15 december 2025 | Dossier: Bedrijfsvoering,

De digitale euro heeft voordelen, maar baart ook zorgen

De digitale euro bestaat nog niet, maar de voorbereidingen zijn al jaren bezig. Als het aan de Europese Centrale Bank (ECB) ligt, kan dit nieuwe betaalmiddel rond 2029 worden ingevoerd. De digitale euro moet digitaal betalen mogelijk maken, ook zonder internetverbinding. Dat klinkt handig, maar het plan roept ook vragen en zorgen op. Zeker bij ondernemers.

Digitale euro

Wat is het eigenlijk?

Zie de digitale euro als contant geld op je telefoon of op een (aparte) betaalkaart. Het is geen cryptomunt. En het moet naast de bestaande betaalmiddelen blijven bestaan, zoals pin en contant.

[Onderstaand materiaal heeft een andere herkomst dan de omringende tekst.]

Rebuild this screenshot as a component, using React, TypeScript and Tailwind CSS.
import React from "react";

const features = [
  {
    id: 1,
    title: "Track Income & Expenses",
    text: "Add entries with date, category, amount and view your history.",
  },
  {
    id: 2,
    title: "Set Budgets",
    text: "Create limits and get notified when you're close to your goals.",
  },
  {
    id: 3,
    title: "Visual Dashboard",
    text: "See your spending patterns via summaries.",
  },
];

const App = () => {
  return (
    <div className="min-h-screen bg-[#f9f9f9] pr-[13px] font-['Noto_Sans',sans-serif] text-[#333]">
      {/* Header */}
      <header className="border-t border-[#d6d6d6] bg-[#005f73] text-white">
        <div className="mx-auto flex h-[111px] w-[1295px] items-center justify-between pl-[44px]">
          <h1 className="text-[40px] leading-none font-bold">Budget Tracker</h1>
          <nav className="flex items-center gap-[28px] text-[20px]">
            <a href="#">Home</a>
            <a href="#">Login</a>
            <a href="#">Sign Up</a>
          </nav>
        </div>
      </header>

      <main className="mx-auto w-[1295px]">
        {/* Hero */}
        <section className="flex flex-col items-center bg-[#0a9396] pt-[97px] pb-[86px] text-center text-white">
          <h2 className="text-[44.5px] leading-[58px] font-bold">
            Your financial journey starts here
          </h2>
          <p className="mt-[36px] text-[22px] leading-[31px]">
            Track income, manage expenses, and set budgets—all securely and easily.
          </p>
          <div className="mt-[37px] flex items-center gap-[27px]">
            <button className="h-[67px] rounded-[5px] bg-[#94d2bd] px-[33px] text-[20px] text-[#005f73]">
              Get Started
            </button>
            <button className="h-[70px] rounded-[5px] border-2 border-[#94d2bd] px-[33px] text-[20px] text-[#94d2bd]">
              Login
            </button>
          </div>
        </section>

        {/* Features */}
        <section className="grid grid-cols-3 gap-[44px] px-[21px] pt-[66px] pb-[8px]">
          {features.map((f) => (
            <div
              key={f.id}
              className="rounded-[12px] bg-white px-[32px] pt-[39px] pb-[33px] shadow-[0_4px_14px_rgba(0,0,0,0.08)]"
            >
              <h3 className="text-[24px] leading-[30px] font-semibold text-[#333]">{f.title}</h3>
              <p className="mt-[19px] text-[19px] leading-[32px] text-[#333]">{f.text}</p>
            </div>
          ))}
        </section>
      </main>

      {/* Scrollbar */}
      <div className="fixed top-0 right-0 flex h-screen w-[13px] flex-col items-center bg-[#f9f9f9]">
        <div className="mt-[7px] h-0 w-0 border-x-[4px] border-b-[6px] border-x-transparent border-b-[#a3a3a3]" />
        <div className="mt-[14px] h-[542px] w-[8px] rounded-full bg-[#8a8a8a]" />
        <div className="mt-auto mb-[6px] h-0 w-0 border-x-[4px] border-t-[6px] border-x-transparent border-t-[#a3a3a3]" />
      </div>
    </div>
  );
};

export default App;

Waarom dat ‘zonder internet’ zo’n punt is? Omdat je dan ook kunt afrekenen als het netwerk eruit ligt. Handig bij een storing, of als er op een drukke zaterdag ineens niets meer door de lijn wil.

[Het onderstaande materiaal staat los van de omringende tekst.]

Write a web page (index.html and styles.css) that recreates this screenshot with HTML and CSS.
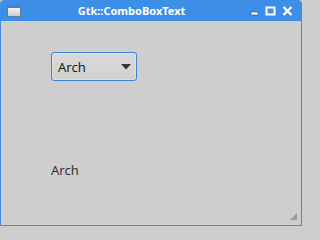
FILE: index.html
```html
<!DOCTYPE html>
<html>
<head>
<meta charset="utf-8">
<link rel="stylesheet" href="styles.css">
</head>
<body>
<div class="window">
  <div class="titlebar">
    <svg class="appicon" width="14" height="12" viewBox="0 0 14 12">
      <defs>
        <linearGradient id="g" x1="0" y1="0" x2="0" y2="1">
          <stop offset="0" stop-color="#ffffff"/>
          <stop offset="1" stop-color="#c9c9c9"/>
        </linearGradient>
      </defs>
      <rect x="0.5" y="0.5" width="13" height="11" fill="url(#g)" stroke="#5a7aa8"/>
      <rect x="1" y="1" width="12" height="2" fill="#4a7fc4"/>
    </svg>
    <div class="title">Gtk::ComboBoxText</div>
    <div class="controls">
      <svg width="9" height="10" viewBox="0 0 9 10"><rect x="1" y="6" width="7" height="3" fill="#fff" stroke="#1d4f8a" stroke-width="0.6"/></svg>
      <svg width="11" height="10" viewBox="0 0 11 10"><rect x="1.5" y="1.5" width="8" height="7" fill="none" stroke="#fff" stroke-width="2"/></svg>
      <svg width="11" height="10" viewBox="0 0 11 10"><path d="M1.5 1 L9.5 9 M9.5 1 L1.5 9" stroke="#fff" stroke-width="2.4"/></svg>
    </div>
  </div>
  <div class="content">
    <div class="combo">
      <span class="combo-text">Arch</span>
      <svg class="arrow" width="10" height="6" viewBox="0 0 10 6"><path d="M0 0 H10 L5 5.5 Z" fill="#333"/></svg>
    </div>
    <div class="label">Arch</div>
    <svg class="grip" width="8" height="8" viewBox="0 0 8 8">
      <path d="M7 0 V7 H0 Z" fill="#9a9a9a"/>
    </svg>
  </div>
</div>
</body>
</html>
```

FILE: styles.css
```css
html, body {
  margin: 0;
  padding: 0;
}
html {
  background: #cecece;
}
body {
  width: 302px;
  height: 226px;
  overflow: hidden;
  background: #cecece;
  font-family: "Noto Sans", "Open Sans", sans-serif;
}
.window {
  width: 302px;
  height: 226px;
  display: flex;
  flex-direction: column;
  box-sizing: border-box;
  border: 1px solid #3d8ee6;
  border-top: none;
  border-radius: 4px 4px 0 0;
  overflow: hidden;
}
.titlebar {
  height: 21px;
  margin: 0 -1px;
  background: #3d8ee6;
  border-radius: 4px 4px 0 0;
  display: flex;
  align-items: center;
  flex-shrink: 0;
}
.appicon {
  margin-left: 7px;
  flex-shrink: 0;
}
.title {
  flex: 1;
  text-align: center;
  padding-right: 8px;
  color: #fff;
  font-weight: bold;
  font-size: 11px;
  line-height: 21px;
  white-space: nowrap;
}
.controls {
  margin-right: 9px;
  display: flex;
  gap: 6px;
  align-items: center;
}
.content {
  flex: 1;
  background: #cecece;
  padding: 31px 0 0 50px;
  position: relative;
}
.combo {
  width: 86px;
  height: 29px;
  box-sizing: border-box;
  border: 1px solid #3b84d6;
  border-radius: 3px;
  background: linear-gradient(#dadada, #d0d0d0);
  box-shadow: inset 0 0 0 1px rgba(255,255,255,0.25);
  display: flex;
  align-items: center;
  padding: 0 5px 0 6px;
}
.combo-text {
  font-size: 13px;
  color: #1a1a1a;
  flex: 1;
}
.label {
  margin-top: 80px;
  font-size: 13px;
  color: #333;
  line-height: 18px;
}
.grip {
  position: absolute;
  right: 3px;
  bottom: 4px;
}
```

Wanneer wordt het serieus?

Intussen is het plan nog kneedbaar. In 2025 wordt er aan de techniek gesleuteld en worden regels uitgewerkt. Rond 2026 moet de Europese politiek bepalen of de wetgeving er komt, en wat er dan precies verplicht wordt. Daarna volgen naar verwachting testfases in 2027 en 2028, voordat een brede invoering richting 2029 überhaupt in beeld komt. Die planning is trouwens geen beton; als het debat vastloopt, schuift alles op.

Waarom wil de ECB dit?

De ECB noemt drie redenen. Ten eerste loopt het gebruik van contant geld terug, terwijl de ECB wil dat mensen toegang houden tot publiek geld. Ten tweede wil Europa minder afhankelijk zijn van grote, vaak niet-Europese betaalbedrijven. En ten derde moet betalen beter bestand zijn tegen storingen en cyberproblemen.

Waar komt de weerstand vandaan?

Retailers willen weten wie de rekening betaalt. Komt er een extra betaalmiddel bij dat je móet ondersteunen? Worden transactiekosten hoger dan bij pin? En is acceptatie straks verplicht of blijft het een keuze? Als de digitale euro aan de kassa duurder uitpakt, wordt het al snel een oplossing waar niemand om gevraagd heeft.

Bij consumenten draait de discussie vooral om privacy. De ECB belooft dat offline betalen ‘cash-achtig’ privé is. Toch blijft de vrees dat betaalgedrag uiteindelijk toch te volgen wordt, via regels, koppelingen of technische achterdeurtjes. En banken kijken weer met andere ogen: als mensen geld verplaatsen naar de digitale euro, kan dat gevolgen hebben voor spaargeld en de manier waarop banken leningen financieren.

Wat betekent dit voor onze branche?

Op korte termijn verandert er niets; pin, contant en mobiel blijven de norm. Toch zijn er drie dingen die straks relevant kunnen worden voor dierenspeciaalzaken, trimsalons, pensions en andere huisdierprofessionals.

Kosten gaan alles bepalen. In een branche waar marges niet eindeloos zijn, telt elke cent per transactie. Als de digitale euro duurder is dan pin, is de animo laag, hoe mooi het verhaal eromheen ook klinkt.

Storing-bestendig afrekenen kan een plus zijn. Op piekmomenten wil je geen rij die stilvalt omdat de verbinding hapert. Een offline betaaloptie kan dan handig zijn; vooral bij drukte aan de balie.

En dan is er de vraag waar het debat straks echt om draait: keuzevrijheid. Als je zelf mag bepalen of je dit aanbiedt, kun je het afwegen op nut en kosten. Als acceptatie verplicht wordt, gaat het meteen over werkbaarheid, aanpassingen aan systemen en een eerlijk kostenplaatje.

Kort samengevat

Kort samengevat: de digitale euro is onderweg, maar nog geen vaststaand feit. De komende jaren worden bepalend; in 2026 moet de politiek kleur bekennen, en pas richting 2029 wordt duidelijk of ondernemers er echt mee te maken krijgen. Voor onze branche is de hoofdvraag simpel: wordt dit een handige extra optie, of een verplichting met een prijskaartje?